Aldridge, R.J., Siveter, David J., Siveter, Derek J., Lane, P.D., Palmer, D. & Woodcock, N.H. 2000. British Silurian Stratigraphy. Geological Conservation Review Series No. 19, JNCC, Peterborough, ISBN 1 86107 4786. The original source material for these web pages has been made available by the JNCC under the Open Government Licence 3.0. Full details in the JNCC Open Data Policy
Penylan Quarry
Introduction
The Wenlock rocks of the Cardiff district form part of an inlier of Wenlock and Ludlow strata around which is Old Red Sandstone of Přídolí and Lower Devonian age together with Triassic sediments
Silurian strata were first recognized in the Cardiff district in 1861 by Glass, who sent fossils from Penylan Quarry to be identified by Murchison.
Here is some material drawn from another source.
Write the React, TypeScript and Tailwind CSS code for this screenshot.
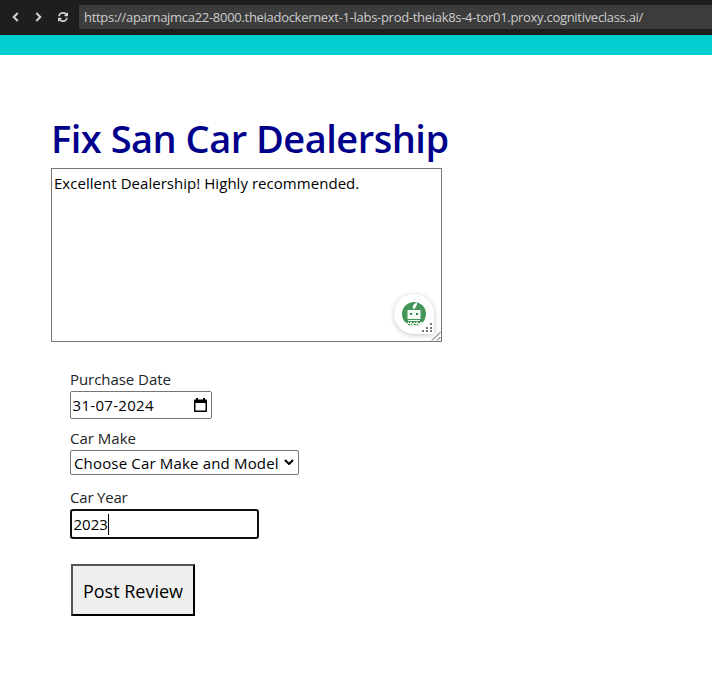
import type { ReactNode } from 'react';

function BrowserBar() {
  return (
    <header className="flex h-[35px] items-center bg-[#1e1e1e] text-[#cccccc]">
      <svg className="ml-3 -mt-px h-[10px] w-[7px]" viewBox="0 0 7 10" fill="none" stroke="#d4d4d4" strokeWidth="2">
        <path d="M5.700 1 1.700 5l4 4" />
      </svg>
      <svg className="ml-4 -mt-px h-[10px] w-[7px]" viewBox="0 0 7 10" fill="none" stroke="#d4d4d4" strokeWidth="2">
        <path d="m1.300 1 4 4-4 4" />
      </svg>
      <svg className="ml-4 -mt-px h-[10px] w-[10px]" viewBox="0 0 1536 1536" fill="#d4d4d4">
        <path d="M1511 928q0 5-1 7-64 268-268 434.500T764 1536q-146 0-282.500-55T238 1324l-129 129q-19 19-45 19t-45-19-19-45V960q0-26 19-45t45-19h448q26 0 45 19t19 45-19 45l-137 137q71 66 161 102t187 36q134 0 250-65t186-179q11-17 53-117 8-23 30-23h192q13 0 22.500 9.500t9.500 22.500zm25-800v448q0 26-19 45t-45 19h-448q-26 0-45-19t-19-45 19-45l138-138Q969 256 768 256q-134 0-250 65T332 500q-11 17-53 117-8 23-30 23H50q-13 0-22.500-9.500T18 608v-7q65-268 270-434.500T768 0q146 0 284 55.500T1297 212l130-129q19-19 45-19t45 19 19 45z" />
      </svg>
      <div className="ml-[11px] -mt-px flex h-6 flex-1 items-start bg-[#3c3c3c] pl-[5px]">
        <span className="text-[13px] leading-6 tracking-[-0.295px] whitespace-nowrap">
          https://aparnajmca22-8000.theiadockernext-1-labs-prod-theiak8s-4-tor01.proxy.cognitiveclass.ai/
        </span>
      </div>
    </header>
  );
}

function AssistantBadge() {
  return (
    <div className="absolute top-[125px] left-[342px] h-[40px] w-[40px] rounded-full rounded-br-[5px] bg-white shadow-[0_1px_5px_rgba(60,60,80,0.3)]">
      <svg className="h-[40px] w-[40px]" viewBox="0 0 40 40">
        <circle cx="20" cy="20" r="12" fill="#459558" />
        <path d="M19 15c-.8-3 .7-5.500 4-6.500.2 3-1 5-3 6.500z" fill="#fff" />
        <rect x="13.500" y="16" width="13" height="9" fill="#f4faf5" />
        <path d="M16 19h2v2h-2zM22 19h2v2h-2z" fill="#35824a" />
        <path d="M14 26.500h12" stroke="#f4faf5" strokeWidth="1" />
        <path d="M10.500 28h19c-2 3-5.500 4-9.500 4s-7.500-1-9.500-4z" fill="#dceee0" />
        <path d="M12 28.500h15M14 30.500h12" stroke="#459558" strokeWidth="1" strokeDasharray="2 1 1 2" />
        <path d="M36 29h2v2h-2zM32 33h2v2h-2zM36 33h2v2h-2zM28 36h2v2h-2zM32 36h2v2h-2zM36 36h2v2h-2z" fill="#777" />
      </svg>
    </div>
  );
}

function Label({ children }: { children: ReactNode }) {
  return <div className="h-6 text-[15px] leading-6 text-[#212529]">{children}</div>;
}

export default function App() {
  return (
    <div className="h-[694px] overflow-hidden bg-white font-['Open_Sans','Noto_Sans',sans-serif] text-black">
      <BrowserBar />
      <div className="h-5 bg-[#00ced1]" />
      <main className="pt-[59px] pl-[51px]">
        <h1 className="h-[54px] text-[38px] leading-[49px] font-semibold tracking-[-0.5px] whitespace-nowrap text-[#00008b]">
          <span>Fix San Car Dealership</span>
        </h1>
        <div className="relative h-[174px] w-[391px] border border-[#767676] px-0.5 py-[2px]">
          <p className="text-[15px] leading-6 tracking-[0.04px] whitespace-nowrap">
            <span>Excellent Dealership! Highly recommended.</span>
          </p>
          <AssistantBadge />
          <svg className="absolute right-0 bottom-0 h-[10px] w-[10px]" viewBox="0 0 10 10" stroke="#555" fill="none">
            <path d="M1 9.500 9.500 1M6 9.500 9.500 6" />
          </svg>
        </div>
        <form className="pt-[25px] pl-[19px]">
          <Label><span className="tracking-[-0.05px]">Purchase Date</span></Label>
          <div className="flex h-7 w-[142px] items-center justify-between rounded-[2px] border border-[#767676] pr-[4px] pl-[1.5px] text-[15px]">
            <span className="tracking-[0.3px]">31-07-2024</span>
            <svg className="h-[14px] w-[13px]" viewBox="0 0 13 14">
              <path fillRule="evenodd" d="M2 0h2v1.500h5V0h2v1.500h1c.5 0 1 .5 1 1V13c0 .5-.5 1-1 1H1c-.5 0-1-.5-1-1V2.500c0-.5.5-1 1-1h1zM1.500 5v7.500h10V5z" />
            </svg>
          </div>
          <div className="mt-[7px]"><Label><span>Car Make</span></Label></div>
          <div className="flex h-[25px] w-[229px] items-center justify-between rounded-[2px] border border-[#767676] pr-1 pl-[3px] text-[15px]">
            <span className="pt-px tracking-[0.17px] whitespace-nowrap">Choose Car Make and Model</span>
            <svg className="mb-px h-[6px] w-[10px] shrink-0" viewBox="0 0 10 6" fill="none" stroke="#000" strokeWidth="2">
              <path d="m1 1 4 4 4-4" />
            </svg>
          </div>
          <div className="mt-[10px]"><Label><span className="tracking-[-0.2px]">Car Year</span></Label></div>
          <div className="flex h-[30px] w-[189px] items-center rounded-[3px] border-2 border-[#101010] pl-[1.5px] text-[15px]">
            <span>2023</span>
            <i className="h-[21px] w-px bg-black" />
          </div>
          <div className="mt-[25px] ml-px flex h-[52px] w-[124px] items-center justify-center border-2 border-t-[#555] border-r-black border-b-black border-l-[#555] bg-[#efefef] pt-0.5 text-[18px]">
            <span className="whitespace-nowrap">Post Review</span>
          </div>
        </form>
      </main>
    </div>
  );
}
After Murchison, and also Salter, had examined them, the former declared them to be 'par excellence' of Wenlock age. At the same time Bevan (1861) suggested that the beds in the quarry 'appear to be Wenlock Shale'. The slightly later study of Sollas (1879) includes description of the strata at Penylan and represents the first detailed, comprehensive account of the Cardiff Silurian, it remaining so for over 100 years. The Geological Survey memoir from the turn of the century that took in the Cardiff Silurian (Strahan and Cantrill, 1902, 1912) drew heavily on the findings of Sollas. Further information was, about then and subsequently, added on these rocks through more limited investigations (e.g. Storrie, 1879, 1908; North, 1915a, 1915b; Anderson and Blundell, 1965).
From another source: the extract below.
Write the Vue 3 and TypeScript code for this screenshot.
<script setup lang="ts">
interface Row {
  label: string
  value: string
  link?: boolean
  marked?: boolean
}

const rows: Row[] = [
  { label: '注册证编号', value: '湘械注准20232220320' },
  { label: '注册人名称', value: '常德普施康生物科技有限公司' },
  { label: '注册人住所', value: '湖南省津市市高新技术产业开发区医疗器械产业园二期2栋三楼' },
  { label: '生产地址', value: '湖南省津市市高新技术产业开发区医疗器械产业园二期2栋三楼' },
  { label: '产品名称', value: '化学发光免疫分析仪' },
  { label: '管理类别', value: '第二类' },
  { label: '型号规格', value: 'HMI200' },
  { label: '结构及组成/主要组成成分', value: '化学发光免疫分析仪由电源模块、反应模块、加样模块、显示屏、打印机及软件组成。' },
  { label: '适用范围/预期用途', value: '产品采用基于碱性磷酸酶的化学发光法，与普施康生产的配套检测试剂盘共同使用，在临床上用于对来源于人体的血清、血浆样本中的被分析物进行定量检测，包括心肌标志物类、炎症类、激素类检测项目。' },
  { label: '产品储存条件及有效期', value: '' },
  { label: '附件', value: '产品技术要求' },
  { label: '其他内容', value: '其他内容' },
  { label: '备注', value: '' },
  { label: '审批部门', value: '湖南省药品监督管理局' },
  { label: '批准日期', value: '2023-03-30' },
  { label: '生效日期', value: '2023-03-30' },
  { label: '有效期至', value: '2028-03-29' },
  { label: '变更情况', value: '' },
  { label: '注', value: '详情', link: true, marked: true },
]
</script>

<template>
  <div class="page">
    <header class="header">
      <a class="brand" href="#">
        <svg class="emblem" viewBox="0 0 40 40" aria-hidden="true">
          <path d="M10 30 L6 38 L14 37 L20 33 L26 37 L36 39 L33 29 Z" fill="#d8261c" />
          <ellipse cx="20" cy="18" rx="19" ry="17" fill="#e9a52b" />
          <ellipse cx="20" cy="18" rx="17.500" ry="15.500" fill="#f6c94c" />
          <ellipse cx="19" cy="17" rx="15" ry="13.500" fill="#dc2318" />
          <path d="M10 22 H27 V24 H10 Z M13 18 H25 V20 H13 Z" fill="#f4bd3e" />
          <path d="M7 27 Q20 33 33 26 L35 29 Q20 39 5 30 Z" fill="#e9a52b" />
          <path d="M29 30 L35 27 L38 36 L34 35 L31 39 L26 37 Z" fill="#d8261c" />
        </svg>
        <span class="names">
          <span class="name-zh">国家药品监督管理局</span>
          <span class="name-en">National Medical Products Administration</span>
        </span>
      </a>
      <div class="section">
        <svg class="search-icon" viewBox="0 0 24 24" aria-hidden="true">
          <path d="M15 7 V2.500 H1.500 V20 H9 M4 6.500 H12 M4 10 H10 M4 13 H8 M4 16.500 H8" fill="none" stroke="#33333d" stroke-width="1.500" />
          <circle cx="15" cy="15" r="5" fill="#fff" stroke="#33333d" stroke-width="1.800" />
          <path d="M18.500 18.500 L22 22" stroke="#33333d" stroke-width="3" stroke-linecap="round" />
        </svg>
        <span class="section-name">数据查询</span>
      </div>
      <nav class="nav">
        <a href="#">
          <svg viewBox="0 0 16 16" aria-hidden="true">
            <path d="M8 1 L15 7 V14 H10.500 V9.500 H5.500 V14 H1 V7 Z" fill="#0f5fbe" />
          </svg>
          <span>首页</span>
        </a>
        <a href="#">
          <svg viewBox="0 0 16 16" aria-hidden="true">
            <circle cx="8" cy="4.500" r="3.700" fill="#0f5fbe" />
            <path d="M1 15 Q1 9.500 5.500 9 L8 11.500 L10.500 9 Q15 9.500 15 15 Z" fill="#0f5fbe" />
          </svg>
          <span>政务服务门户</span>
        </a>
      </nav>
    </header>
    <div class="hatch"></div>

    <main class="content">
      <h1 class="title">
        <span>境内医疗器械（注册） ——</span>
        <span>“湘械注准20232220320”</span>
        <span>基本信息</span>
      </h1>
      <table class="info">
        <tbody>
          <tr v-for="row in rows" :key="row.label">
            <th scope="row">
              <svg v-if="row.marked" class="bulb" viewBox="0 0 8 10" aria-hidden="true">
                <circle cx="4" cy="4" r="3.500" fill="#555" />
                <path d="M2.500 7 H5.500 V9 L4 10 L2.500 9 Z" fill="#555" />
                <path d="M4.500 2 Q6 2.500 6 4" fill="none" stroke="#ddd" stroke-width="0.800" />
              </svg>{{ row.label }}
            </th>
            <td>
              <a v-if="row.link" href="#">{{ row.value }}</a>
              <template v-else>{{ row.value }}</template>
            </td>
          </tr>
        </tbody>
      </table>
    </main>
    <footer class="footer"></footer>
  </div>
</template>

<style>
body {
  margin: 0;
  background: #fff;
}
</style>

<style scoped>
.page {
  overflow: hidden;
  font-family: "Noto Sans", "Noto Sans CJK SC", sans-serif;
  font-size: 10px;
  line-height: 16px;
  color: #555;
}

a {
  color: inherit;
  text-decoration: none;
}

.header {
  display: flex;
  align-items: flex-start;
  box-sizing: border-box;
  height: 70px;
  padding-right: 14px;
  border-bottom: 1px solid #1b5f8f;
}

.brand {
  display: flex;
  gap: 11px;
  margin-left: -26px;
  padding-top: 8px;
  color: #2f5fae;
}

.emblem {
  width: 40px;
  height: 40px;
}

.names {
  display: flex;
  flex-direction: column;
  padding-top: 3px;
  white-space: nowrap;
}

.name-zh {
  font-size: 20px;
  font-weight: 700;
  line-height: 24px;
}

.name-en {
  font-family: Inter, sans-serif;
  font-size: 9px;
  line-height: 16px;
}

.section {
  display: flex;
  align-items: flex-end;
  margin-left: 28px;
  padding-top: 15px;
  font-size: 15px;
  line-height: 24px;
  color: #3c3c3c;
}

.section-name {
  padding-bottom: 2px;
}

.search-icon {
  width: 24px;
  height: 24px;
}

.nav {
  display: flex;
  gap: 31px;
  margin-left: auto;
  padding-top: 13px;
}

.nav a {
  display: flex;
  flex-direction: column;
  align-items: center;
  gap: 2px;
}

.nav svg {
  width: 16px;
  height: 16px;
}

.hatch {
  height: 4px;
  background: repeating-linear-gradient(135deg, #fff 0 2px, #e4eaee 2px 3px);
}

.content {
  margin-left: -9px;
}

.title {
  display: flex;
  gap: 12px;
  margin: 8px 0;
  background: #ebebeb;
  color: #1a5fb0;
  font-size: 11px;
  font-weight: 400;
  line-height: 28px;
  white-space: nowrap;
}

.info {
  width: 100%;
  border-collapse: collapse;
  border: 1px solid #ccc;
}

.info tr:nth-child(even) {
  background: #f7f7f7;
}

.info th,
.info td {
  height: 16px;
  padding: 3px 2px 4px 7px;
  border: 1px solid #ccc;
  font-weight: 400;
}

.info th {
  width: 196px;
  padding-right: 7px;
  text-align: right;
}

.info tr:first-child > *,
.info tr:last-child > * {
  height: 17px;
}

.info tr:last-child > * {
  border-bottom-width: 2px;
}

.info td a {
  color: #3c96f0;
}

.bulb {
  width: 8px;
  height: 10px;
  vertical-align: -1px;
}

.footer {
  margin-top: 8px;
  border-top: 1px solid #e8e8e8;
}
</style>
In relatively recent years Bassett (1969) has dispelled the notion that Llandovery age rocks are present in the inlier and (1974a) has summarized the stratigraphy of the Wenlock rocks here. Lately, the Cardiff Silurian has been reinvestigated by the British Geological Survey (1986; Waters and Lawrence, 1987), who established in large part a new lithostratigraphy for it and also refined aspects of its chronostratigraphy, for example the position in the sequence of the Wenlock–Ludlow boundary
Description
Wenlock rocks in the main (Rumney and Penylan) Cardiff Inlier emerge from beneath the Triassic cover to the south in the form of an anticline, the E-W trending axis of which lies just a few metres to the south of Penylan Quarry (Sollas, 1879; Strahan and Cantrill, 1902). The northern part of the inlier is composed largely of Ludlow strata and these in turn give way to the north to the Přídolí age Old Red Sandstone facies of the Raglan Mudstone Formation. Wenlock strata comprise the Pen-y-Lan Mudstone, which has a possible maximum thickness of 255 m, and the succeeding 70–80 m thick Cae Castell Formation. The Pen-y-Lan Mudstone passes upwards into the Rhymney Grit, the basal unit of the Cae Castell Formation, but the base of the mudstone has not been proved.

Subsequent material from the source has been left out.